As with everything in Helix, calls assume the device underneath is also defended. A perfectly encrypted, voice-masked call is still readable to an attacker who has compromised the phone and is capturing the microphone before encryption — which is why Helix pairs calls with a device-level shield that watches for exactly that, and is honest that detection is a strong signal rather than a guarantee.
9. The honest limits
The most important limit here is the one we lead with, because getting it wrong could put someone at risk:
- Voice masking defeats automated voiceprint identification, not a human who knows your voice. Against machine speaker-recognition systems it alters the biometric fingerprint they rely on. Against a person who already knows how you sound — your manner, cadence, accent, the words you choose — do not assume it disguises you. Treat it as protection against scalable automated identification only.
- Encryption protects the call, not the endpoint. If a device is compromised by spyware, the attacker can capture the microphone and camera directly, before encryption and before masking. No call security defends against a fully compromised device — that is what the separate device shield is for.
- Post-quantum layers are newer.

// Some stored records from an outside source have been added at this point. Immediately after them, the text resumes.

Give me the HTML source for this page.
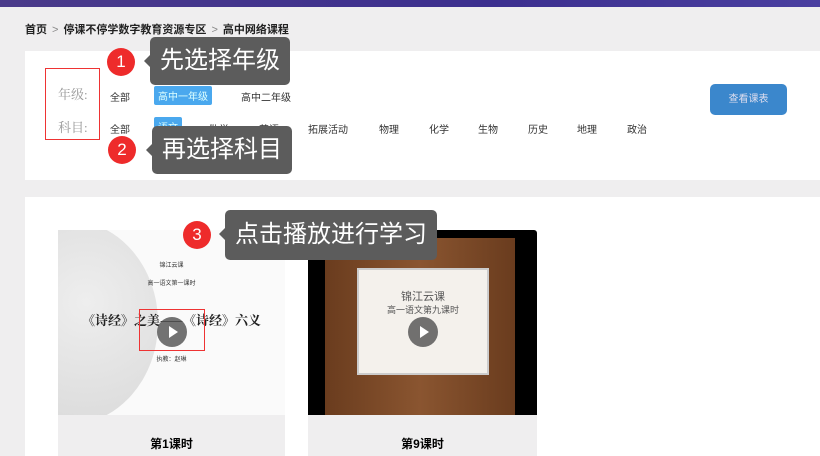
<!DOCTYPE html>
<html><head><meta charset="utf-8"><style>
*{margin:0;padding:0;box-sizing:border-box}
body{width:820px;height:456px;overflow:hidden;background:#efeeef;font-family:"Liberation Sans","Noto Sans CJK SC",sans-serif;position:relative}
.a{position:absolute}
.top{left:0;top:0;width:820px;height:7px;background:linear-gradient(90deg,#4a3a8a,#3c2f8f 60%,#4a3fa0)}
.crumb{left:25px;top:21px;font-size:11px;font-weight:bold;color:#222}
.crumb span{color:#888;font-weight:normal;margin:0 5px}
.p1{left:25px;top:51px;width:795px;height:129px;background:#fff}
.p2{left:25px;top:197px;width:795px;height:259px;background:#fff}
.lbl{font-family:"Liberation Serif","Noto Serif CJK SC",serif;font-size:13px;color:#999}
.it{font-size:10px;color:#333}
.sel{background:#4aa8ee;color:#dff;padding:2px 4px;border-radius:2px}
.tip{background:#5c5c5c;color:#fff;border-radius:5px;font-size:24px;padding:0 10px;line-height:48px;white-space:nowrap}
.tip:before{content:"";position:absolute;left:-6px;top:18px;border:6px solid transparent;border-left:0;border-right-color:#5c5c5c}
.num{width:28px;height:28px;border-radius:50%;background:#ee2b2b;color:#fff;font-size:17px;text-align:center;line-height:28px}
.play{width:30px;height:30px;border-radius:50%;background:rgba(80,80,80,.8)}
.play:after{content:"";position:absolute;left:12px;top:9px;border-left:9px solid #fff;border-top:6px solid transparent;border-bottom:6px solid transparent}
</style></head><body>
<div class="a top"></div>
<div class="a crumb">首页<span>&gt;</span>停课不停学数字教育资源专区<span>&gt;</span>高中网络课程</div>
<div class="a p1"></div>
<div class="a" style="left:45px;top:68px;width:55px;height:72px;border:1px solid #e33"></div>
<div class="a lbl" style="left:58px;top:84px">年级:</div>
<div class="a lbl" style="left:58px;top:117px">科目:</div>
<div class="a it" style="left:110px;top:89px">全部</div>
<div class="a it sel" style="left:154px;top:86px">高中一年级</div>
<div class="a it" style="left:241px;top:89px">高中二年级</div>
<div class="a it" style="left:110px;top:121px">全部</div>
<div class="a it sel" style="left:154px;top:117px">语文</div>
<div class="a it" style="left:209px;top:121px">数学</div>
<div class="a it" style="left:259px;top:121px">英语</div>
<div class="a it" style="left:308px;top:121px">拓展活动</div>
<div class="a it" style="left:379px;top:121px">物理</div>
<div class="a it" style="left:429px;top:121px">化学</div>
<div class="a it" style="left:478px;top:121px">生物</div>
<div class="a it" style="left:528px;top:121px">历史</div>
<div class="a it" style="left:577px;top:121px">地理</div>
<div class="a it" style="left:627px;top:121px">政治</div>
<div class="a" style="left:710px;top:84px;width:77px;height:31px;background:#3b87cc;border-radius:5px;color:#dde;font-size:10px;text-align:center;line-height:31px">查看课表</div>
<div class="a p2"></div>
<div class="a" style="left:58px;top:230px;width:227px;height:185px;background:#fafafa;overflow:hidden">
 <div class="a" style="left:-80px;top:-10px;width:180px;height:205px;border-radius:50%;background:radial-gradient(circle at 60% 40%,#eee,#d6d6d6)"></div>
 <div class="a" style="left:0;top:30px;width:227px;text-align:center;font-size:6px;color:#333">锦江云课</div>
 <div class="a" style="left:0;top:48px;width:227px;text-align:center;font-size:6px;color:#333">高一语文第一课时</div>
 <div class="a" style="left:0;top:80px;width:227px;text-align:center;font-size:13px;font-weight:bold;color:#222;font-family:'Noto Serif CJK SC',serif">《诗经》之美——《诗经》六义</div>
 <div class="a" style="left:0;top:124px;width:227px;text-align:center;font-size:6px;color:#333">执教：赵琳</div>
 <div class="a play" style="left:99px;top:87px"></div>
</div>
<div class="a" style="left:139px;top:309px;width:66px;height:42px;border:1.5px solid #e33"></div>
<div class="a" style="left:58px;top:415px;width:227px;height:41px;background:#efeeef;text-align:center;font-size:12px;font-weight:bold;padding-top:20px">第1课时</div>
<div class="a" style="left:308px;top:230px;width:229px;height:185px;background:#000;border-radius:3px 3px 0 0;overflow:hidden">
 <div class="a" style="left:17px;top:8px;width:190px;height:177px;background:linear-gradient(90deg,#6a3c1e,#8a5530,#6a3c1e)"></div>
 <div class="a" style="left:49px;top:38px;width:132px;height:107px;background:#f4f1ec;border:2px solid #ccc"></div>
 <div class="a" style="left:49px;top:58px;width:132px;text-align:center;font-size:11px;color:#555">锦江云课</div>
 <div class="a" style="left:49px;top:73px;width:132px;text-align:center;font-size:9px;color:#555">高一语文第九课时</div>
 <div class="a play" style="left:100px;top:87px"></div>
</div>
<div class="a" style="left:308px;top:415px;width:229px;height:41px;background:#efeeef;text-align:center;font-size:12px;font-weight:bold;padding-top:20px">第9课时</div>
<div class="a tip" style="left:150px;top:37px">先选择年级</div>
<div class="a num" style="left:107px;top:48px">1</div>
<div class="a tip" style="left:152px;top:126px">再选择科目</div>
<div class="a num" style="left:108px;top:136px">2</div>
<div class="a tip" style="left:225px;top:210px;height:50px;line-height:50px">点击播放进行学习</div>
<div class="a num" style="left:183px;top:221px">3</div>
</body></html>
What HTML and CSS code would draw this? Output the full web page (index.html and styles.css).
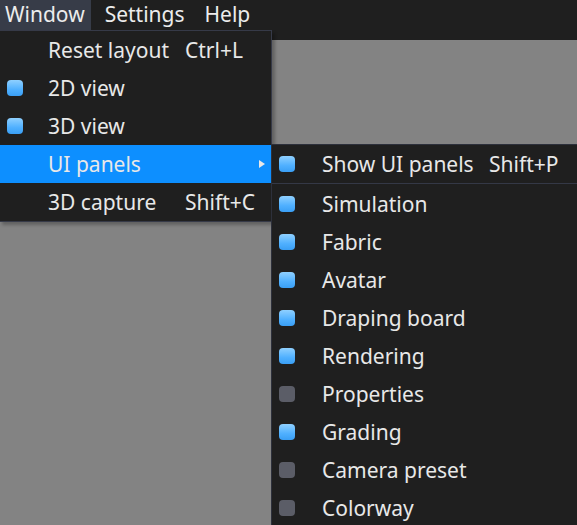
FILE: index.html
```html
<!DOCTYPE html>
<html>
<head>
<meta charset="utf-8">
<link rel="stylesheet" href="styles.css">
</head>
<body>
<div class="app">
  <div class="topbar">
    <div class="menubar">
      <div class="mb-item active">Window</div>
      <div class="mb-item">Settings</div>
      <div class="mb-item">Help</div>
    </div>
  </div>
  <div class="workspace"></div>

  <div class="menu main-menu">
    <div class="row"><span class="check"></span><span class="label">Reset layout</span><span class="sc">Ctrl+L</span></div>
    <div class="row"><span class="check"><i class="box on"></i></span><span class="label">2D view</span><span class="sc"></span></div>
    <div class="row"><span class="check"><i class="box on"></i></span><span class="label">3D view</span><span class="sc"></span></div>
    <div class="row hl"><span class="check"></span><span class="label">UI panels</span><span class="sc"></span><span class="arrow"></span></div>
    <div class="row"><span class="check"></span><span class="label">3D capture</span><span class="sc">Shift+C</span></div>
  </div>

  <div class="menu sub-menu">
    <div class="row"><span class="check"><i class="box on"></i></span><span class="label">Show UI panels</span><span class="sc">Shift+P</span></div>
    <div class="sep"></div>
    <div class="row"><span class="check"><i class="box on"></i></span><span class="label">Simulation</span></div>
    <div class="row"><span class="check"><i class="box on"></i></span><span class="label">Fabric</span></div>
    <div class="row"><span class="check"><i class="box on"></i></span><span class="label">Avatar</span></div>
    <div class="row"><span class="check"><i class="box on"></i></span><span class="label">Draping board</span></div>
    <div class="row"><span class="check"><i class="box on"></i></span><span class="label">Rendering</span></div>
    <div class="row"><span class="check"><i class="box off"></i></span><span class="label">Properties</span></div>
    <div class="row"><span class="check"><i class="box on"></i></span><span class="label">Grading</span></div>
    <div class="row"><span class="check"><i class="box off"></i></span><span class="label">Camera preset</span></div>
    <div class="row"><span class="check"><i class="box off"></i></span><span class="label">Colorway</span></div>
  </div>
</div>
</body>
</html>
```
FILE: styles.css
```css
* { box-sizing: border-box; }
html, body { margin: 0; padding: 0; }
body {
  width: 577px;
  height: 525px;
  overflow: hidden;
  background: #838383;
  font-family: "Noto Sans", "Open Sans", sans-serif;
  font-size: 21px;
  color: #e8e8e8;
}
.app {
  position: relative;
  width: 577px;
  height: 525px;
  display: flex;
  flex-direction: column;
}
.topbar {
  height: 40px;
  background: #1f1f1f;
  flex: none;
}
.menubar {
  display: flex;
  height: 30px;
}
.mb-item {
  height: 30px;
  line-height: 29px;
  padding: 0 5px;
  margin-right: 10px;
  color: #ececec;
}
.mb-item.active {
  background: #373c48;
  padding-right: 6px;
  margin-right: 9px;
}
.workspace {
  flex: 1;
  background: #838383;
}
.menu {
  position: absolute;
  background: #1f1f1f;
  border: 1px solid #363a48;
}
.main-menu {
  left: -1px;
  top: 30px;
  width: 273px;
  height: 192px;
  box-shadow: 3px 3px 3px rgba(0,0,0,0.25);
}
.sub-menu {
  left: 271px;
  top: 144px;
  width: 320px;
  height: 400px;
  border-color: #2d303b;
}
.row {
  position: relative;
  display: flex;
  align-items: center;
  height: 38px;
  line-height: 36px;
}
.row.hl { background: #0d8fff; }
.check {
  width: 48px;
  flex: none;
  display: flex;
  align-items: center;
  padding-left: 7px;
}
.sub-menu .check { padding-left: 7px; width: 50px; }
.box {
  display: block;
  width: 16px;
  height: 16px;
  border-radius: 4px;
}
.box.on {
  background: linear-gradient(#8fd0ff, #4fb0ff 60%, #3a9ff5);
}
.box.off {
  background: #5b5d67;
}
.label {
  width: 137px;
  flex: none;
  white-space: nowrap;
}
.sub-menu .label { width: 167px; }
.sc { white-space: nowrap; }
.arrow {
  position: absolute;
  left: 259px;
  top: 15px;
  width: 0;
  height: 0;
  border-top: 4px solid transparent;
  border-bottom: 4px solid transparent;
  border-left: 6px solid #e8e8e8;
}
.sep {
  height: 1px;
  background: #343846;
  margin: 0 0 1px 0;
}
```
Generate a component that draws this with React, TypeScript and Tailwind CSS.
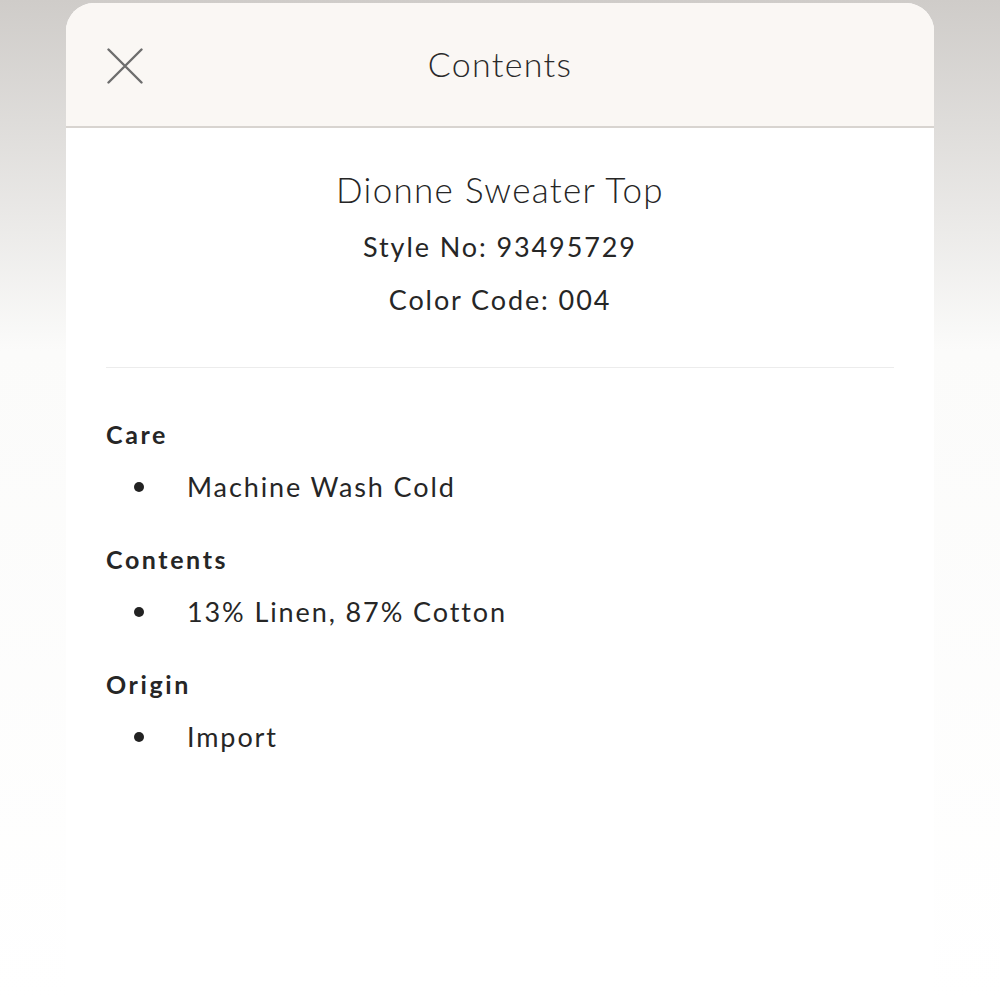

As with Helix messaging, the hybrid, multi-layer design exists precisely so that a flaw later found in any single algorithm does not, on its own, expose the call.
- Real-world quality depends on your connection. "Crystal-clear" and "HD" describe the design target; the call you actually get depends on your device and link, like any voice or video service.
Within those honest boundaries, the goal is calling that sounds normal, looks sharp, stays genuinely between the two endpoints, and gives you the option to keep your voice from becoming a machine-readable identifier.